### Task goal
Copy out each line of the material below that holds the string "TypeScript".

━━ Dataset rows

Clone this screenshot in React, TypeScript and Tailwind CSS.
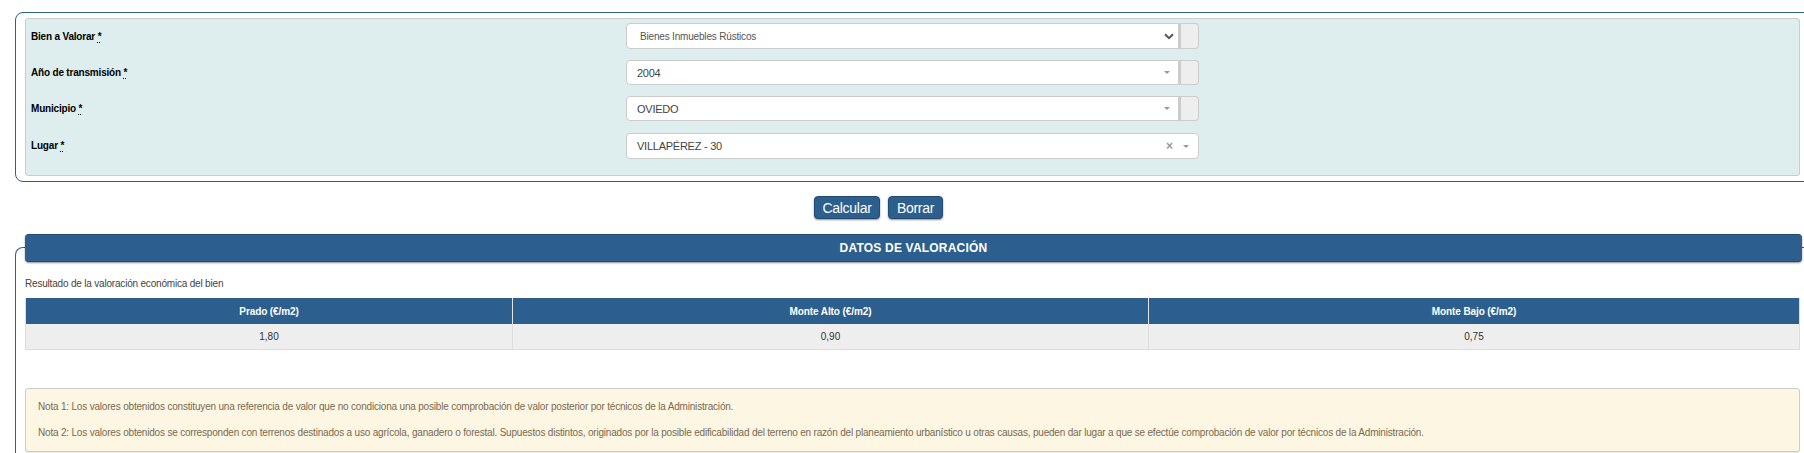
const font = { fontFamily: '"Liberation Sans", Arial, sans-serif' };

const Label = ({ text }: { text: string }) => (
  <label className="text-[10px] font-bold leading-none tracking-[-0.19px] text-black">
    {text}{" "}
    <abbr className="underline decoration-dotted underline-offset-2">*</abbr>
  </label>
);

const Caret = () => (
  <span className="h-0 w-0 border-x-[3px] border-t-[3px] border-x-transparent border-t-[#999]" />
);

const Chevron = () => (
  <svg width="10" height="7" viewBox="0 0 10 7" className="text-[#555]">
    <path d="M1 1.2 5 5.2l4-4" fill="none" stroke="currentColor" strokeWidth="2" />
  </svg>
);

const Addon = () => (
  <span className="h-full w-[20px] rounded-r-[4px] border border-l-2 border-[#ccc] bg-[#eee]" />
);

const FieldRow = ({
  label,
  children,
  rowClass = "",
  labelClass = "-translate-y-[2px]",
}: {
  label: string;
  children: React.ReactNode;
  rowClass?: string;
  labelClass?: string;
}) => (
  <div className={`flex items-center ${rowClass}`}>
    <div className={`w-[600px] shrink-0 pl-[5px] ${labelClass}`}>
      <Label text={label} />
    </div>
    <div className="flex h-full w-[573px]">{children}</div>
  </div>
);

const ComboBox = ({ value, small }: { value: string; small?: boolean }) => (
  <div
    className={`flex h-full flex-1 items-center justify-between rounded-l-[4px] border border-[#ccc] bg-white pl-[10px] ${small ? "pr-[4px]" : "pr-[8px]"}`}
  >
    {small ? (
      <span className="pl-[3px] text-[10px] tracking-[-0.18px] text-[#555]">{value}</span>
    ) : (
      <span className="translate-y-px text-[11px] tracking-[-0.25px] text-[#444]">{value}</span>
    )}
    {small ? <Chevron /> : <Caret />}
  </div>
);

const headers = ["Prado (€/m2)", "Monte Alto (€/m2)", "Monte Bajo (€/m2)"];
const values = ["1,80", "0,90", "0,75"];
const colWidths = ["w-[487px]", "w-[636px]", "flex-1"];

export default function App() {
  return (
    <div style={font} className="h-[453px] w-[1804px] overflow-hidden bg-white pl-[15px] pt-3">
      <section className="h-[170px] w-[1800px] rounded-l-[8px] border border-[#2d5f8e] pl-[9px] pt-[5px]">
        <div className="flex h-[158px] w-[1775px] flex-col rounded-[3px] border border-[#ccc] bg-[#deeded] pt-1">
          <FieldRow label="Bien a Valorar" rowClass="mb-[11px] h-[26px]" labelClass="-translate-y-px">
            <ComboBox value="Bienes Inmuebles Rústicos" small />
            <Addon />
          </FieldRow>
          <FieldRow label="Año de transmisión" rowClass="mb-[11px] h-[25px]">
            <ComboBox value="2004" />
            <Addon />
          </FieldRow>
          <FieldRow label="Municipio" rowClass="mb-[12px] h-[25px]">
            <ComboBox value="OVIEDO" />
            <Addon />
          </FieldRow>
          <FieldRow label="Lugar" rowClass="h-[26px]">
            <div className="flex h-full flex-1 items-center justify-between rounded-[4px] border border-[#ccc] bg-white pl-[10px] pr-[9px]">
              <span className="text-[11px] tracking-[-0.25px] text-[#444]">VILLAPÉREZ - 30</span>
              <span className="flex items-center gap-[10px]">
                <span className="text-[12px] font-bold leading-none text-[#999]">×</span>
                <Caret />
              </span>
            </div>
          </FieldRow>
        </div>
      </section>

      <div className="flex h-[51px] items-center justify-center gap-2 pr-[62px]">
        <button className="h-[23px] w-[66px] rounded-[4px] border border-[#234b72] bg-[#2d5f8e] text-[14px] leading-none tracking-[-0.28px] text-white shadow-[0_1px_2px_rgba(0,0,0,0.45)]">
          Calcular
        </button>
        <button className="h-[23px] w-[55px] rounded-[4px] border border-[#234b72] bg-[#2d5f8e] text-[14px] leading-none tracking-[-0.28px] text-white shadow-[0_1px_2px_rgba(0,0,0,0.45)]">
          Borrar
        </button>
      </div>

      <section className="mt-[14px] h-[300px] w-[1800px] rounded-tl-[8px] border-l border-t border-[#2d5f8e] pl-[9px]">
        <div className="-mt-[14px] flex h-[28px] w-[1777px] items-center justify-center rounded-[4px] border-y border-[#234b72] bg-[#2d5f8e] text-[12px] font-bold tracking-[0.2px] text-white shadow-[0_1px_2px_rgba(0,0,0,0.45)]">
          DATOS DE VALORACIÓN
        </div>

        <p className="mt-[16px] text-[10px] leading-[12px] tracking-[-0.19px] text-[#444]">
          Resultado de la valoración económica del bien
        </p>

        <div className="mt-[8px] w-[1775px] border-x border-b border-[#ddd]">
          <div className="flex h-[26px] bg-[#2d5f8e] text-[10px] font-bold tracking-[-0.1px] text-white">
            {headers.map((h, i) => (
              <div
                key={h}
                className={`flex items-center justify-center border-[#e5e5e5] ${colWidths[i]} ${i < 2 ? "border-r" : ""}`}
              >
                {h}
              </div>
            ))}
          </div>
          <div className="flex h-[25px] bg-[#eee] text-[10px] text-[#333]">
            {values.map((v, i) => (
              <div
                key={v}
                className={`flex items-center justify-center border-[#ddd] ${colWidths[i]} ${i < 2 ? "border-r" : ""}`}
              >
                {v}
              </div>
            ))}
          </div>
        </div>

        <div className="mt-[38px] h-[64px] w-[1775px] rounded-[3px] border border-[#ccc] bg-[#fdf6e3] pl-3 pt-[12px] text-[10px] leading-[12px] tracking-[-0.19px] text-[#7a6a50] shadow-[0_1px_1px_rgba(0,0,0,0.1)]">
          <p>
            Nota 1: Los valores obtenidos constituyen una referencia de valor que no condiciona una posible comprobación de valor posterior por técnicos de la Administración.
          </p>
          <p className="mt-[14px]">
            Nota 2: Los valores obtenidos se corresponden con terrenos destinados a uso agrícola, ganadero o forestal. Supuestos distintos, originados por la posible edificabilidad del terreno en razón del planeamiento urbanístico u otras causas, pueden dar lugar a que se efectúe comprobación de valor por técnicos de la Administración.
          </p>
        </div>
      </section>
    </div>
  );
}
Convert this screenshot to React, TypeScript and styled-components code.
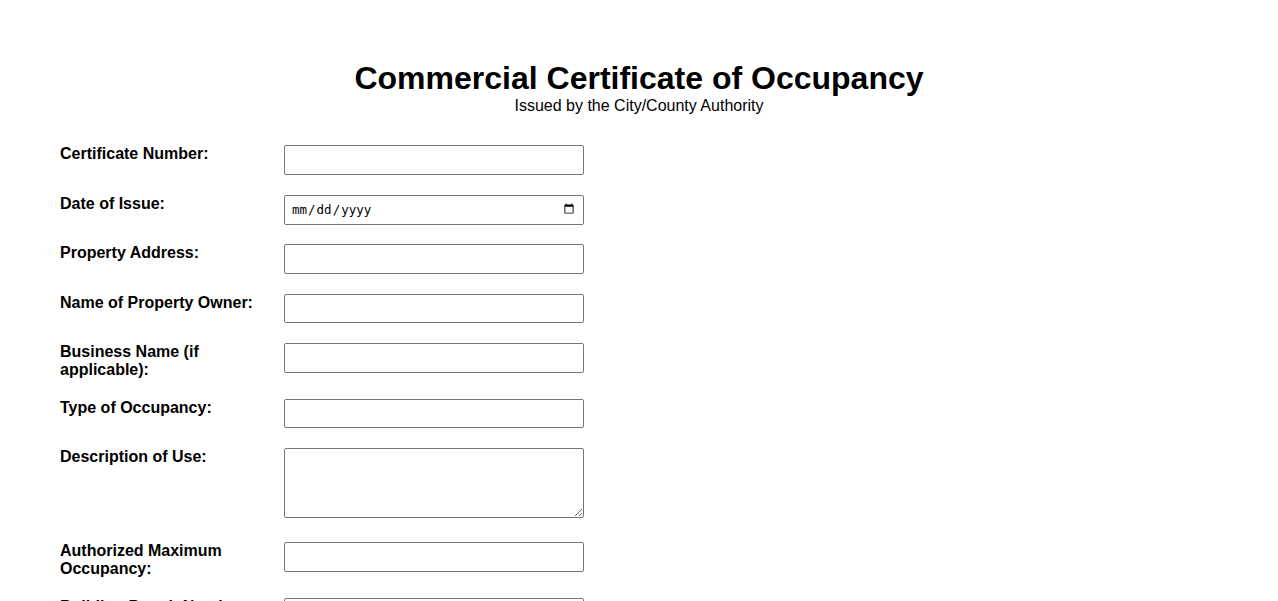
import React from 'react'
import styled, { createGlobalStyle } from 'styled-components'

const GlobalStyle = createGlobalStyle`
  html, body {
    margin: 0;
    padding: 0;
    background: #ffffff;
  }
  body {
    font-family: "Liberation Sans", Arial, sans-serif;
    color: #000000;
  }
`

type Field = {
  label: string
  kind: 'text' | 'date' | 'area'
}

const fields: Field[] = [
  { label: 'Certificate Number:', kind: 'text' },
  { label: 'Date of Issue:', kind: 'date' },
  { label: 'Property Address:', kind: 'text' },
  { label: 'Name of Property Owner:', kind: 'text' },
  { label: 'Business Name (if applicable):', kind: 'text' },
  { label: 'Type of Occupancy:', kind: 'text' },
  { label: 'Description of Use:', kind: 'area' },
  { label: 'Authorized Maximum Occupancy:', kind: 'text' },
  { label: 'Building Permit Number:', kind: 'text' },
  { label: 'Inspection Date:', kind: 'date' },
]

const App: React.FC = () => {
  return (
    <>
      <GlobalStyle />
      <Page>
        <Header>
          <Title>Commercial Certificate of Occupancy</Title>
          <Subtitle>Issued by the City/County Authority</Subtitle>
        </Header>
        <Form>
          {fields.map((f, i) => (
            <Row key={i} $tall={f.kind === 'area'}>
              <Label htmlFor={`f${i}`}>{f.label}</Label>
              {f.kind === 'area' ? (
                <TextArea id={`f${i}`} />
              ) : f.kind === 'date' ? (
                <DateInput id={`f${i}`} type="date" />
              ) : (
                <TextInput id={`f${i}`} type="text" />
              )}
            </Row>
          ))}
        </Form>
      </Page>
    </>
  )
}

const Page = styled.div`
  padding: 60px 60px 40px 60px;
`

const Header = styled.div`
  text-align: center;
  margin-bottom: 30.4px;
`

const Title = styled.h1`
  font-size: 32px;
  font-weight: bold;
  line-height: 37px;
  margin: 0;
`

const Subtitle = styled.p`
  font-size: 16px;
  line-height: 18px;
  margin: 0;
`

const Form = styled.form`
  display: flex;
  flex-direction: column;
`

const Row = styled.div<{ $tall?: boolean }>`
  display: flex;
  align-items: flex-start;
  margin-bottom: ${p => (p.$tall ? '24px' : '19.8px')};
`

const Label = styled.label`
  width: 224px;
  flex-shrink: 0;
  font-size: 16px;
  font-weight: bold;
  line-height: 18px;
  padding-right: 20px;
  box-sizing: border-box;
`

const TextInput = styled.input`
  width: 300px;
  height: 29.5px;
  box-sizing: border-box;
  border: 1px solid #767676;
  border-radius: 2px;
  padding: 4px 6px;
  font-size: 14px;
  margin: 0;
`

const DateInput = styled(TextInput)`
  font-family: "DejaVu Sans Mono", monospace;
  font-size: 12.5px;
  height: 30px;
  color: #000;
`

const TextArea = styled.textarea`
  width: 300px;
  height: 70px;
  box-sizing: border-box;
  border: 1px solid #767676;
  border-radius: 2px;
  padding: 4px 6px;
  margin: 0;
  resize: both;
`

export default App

━━━━

### Answer to this problem
Clone this screenshot in React, TypeScript and Tailwind CSS.
Convert this screenshot to React, TypeScript and styled-components code.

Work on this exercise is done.